# 2011 Toro Weed Trimmer



## JP56 (Aug 8, 2019)

Looking for a Service/IPL Manual for a 2011 Toro 18" Weed Trimmer, Model No: 51944. I have found exploded parts list w number at Toro's web site, but would really like an actual Service/Repair Manual for it. It has a 25cc engine, which the Label says "Techtronic Industries North America", but no luck there or at the Toro site. Also found a 398 page "Quick Service Manual" download at the Toro site, but it appears to cover just about every type of equipment Toro has except Trimmers. 

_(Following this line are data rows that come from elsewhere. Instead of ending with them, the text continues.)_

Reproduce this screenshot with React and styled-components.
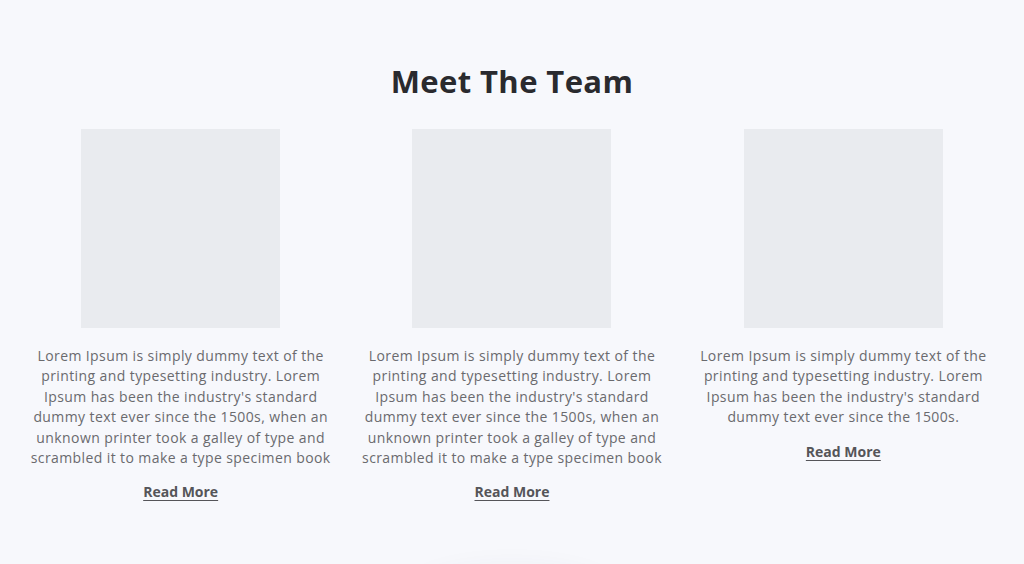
import React from "react";
import styled, { createGlobalStyle } from "styled-components";

const Global = createGlobalStyle`
  html, body { margin: 0; padding: 0; background: #f7f8fc; }
  body { font-family: "Open Sans", "Noto Sans", sans-serif; overflow: hidden; }
`;

const Section = styled.section`
  padding: 58px 15px 0;
  display: flex;
  flex-direction: column;
  align-items: center;
`;

const Title = styled.h2`
  margin: 0;
  font-family: "Open Sans", sans-serif;
  font-weight: 700;
  font-size: 31px;
  line-height: 46px;
  color: #2a2a2e;
  letter-spacing: 0.4px;
`;

const Grid = styled.div`
  margin-top: 25px;
  width: 100%;
  display: grid;
  grid-template-columns: repeat(3, 1fr);
  align-items: start;
`;

const Member = styled.div`
  display: flex;
  flex-direction: column;
  align-items: center;
  padding: 0 10px;
`;

const Photo = styled.div`
  width: 199px;
  height: 199px;
  background: #e9ebef;
`;

const Bio = styled.p`
  margin: 18px 0 0;
  font-size: 14px;
  line-height: 20.4px;
  color: #6a6a6e;
  text-align: center;
  letter-spacing: 0.4px;
`;

const ReadMore = styled.a`
  margin-top: 14px;
  font-size: 14px;
  line-height: 20px;
  font-weight: 700;
  color: #555559;
  letter-spacing: 0;
  text-decoration: underline;
  text-underline-offset: 3px;
  cursor: pointer;
`;

const NextCard = styled.div`
  margin: 70px auto 0;
  width: 200px;
  height: 60px;
  border-radius: 50%;
  box-shadow: 0 0 30px rgba(60, 70, 100, 0.07);
`;

const long =
  "Lorem Ipsum is simply dummy text of the printing and typesetting industry. Lorem Ipsum has been the industry's standard dummy text ever since the 1500s, when an unknown printer took a galley of type and scrambled it to make a type specimen book";
const short =
  "Lorem Ipsum is simply dummy text of the printing and typesetting industry. Lorem Ipsum has been the industry's standard dummy text ever since the 1500s.";

const team = [long, long, short];

export default function App() {
  return (
    <>
      <Global />
      <Section>
        <Title>Meet The Team</Title>
        <Grid>
          {team.map((t, i) => (
            <Member key={i}>
              <Photo />
              <Bio>{t}</Bio>
              <ReadMore>Read More</ReadMore>
            </Member>
          ))}
        </Grid>
      </Section>
      <NextCard />
    </>
  );
}
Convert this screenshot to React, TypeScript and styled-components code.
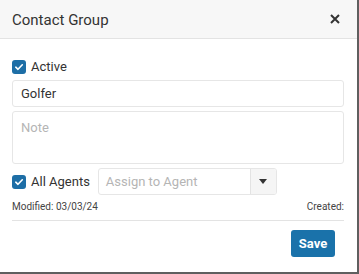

My trimmer began operating erratically when tipping counter clockwise while trimming, engine also began really screaming at wot while trimming, and fuel spraying out of the carb cover as well. To top it all off, the Plug wire cap no longer stays on the plug end and no longer "locks" into the top cover by the grove around the big rubber cap, so it keeps vibrating off while running it. I also noticed some fuel leakage around the tank grommet and the fuel lines are now loose inside the grommet as well! The IPL I did find on the Toro site does not show a fuel line w grommet kit or part number, just 2 fuel lines and no grommet even if you order the entire tank & cap assembly. 

Are the fuel line/grommet kits something "universal" I can find on Amazon or ebay, like all the ones I seem to be able to find for most other brands? Any input or direction here would be very much appreciated!


----------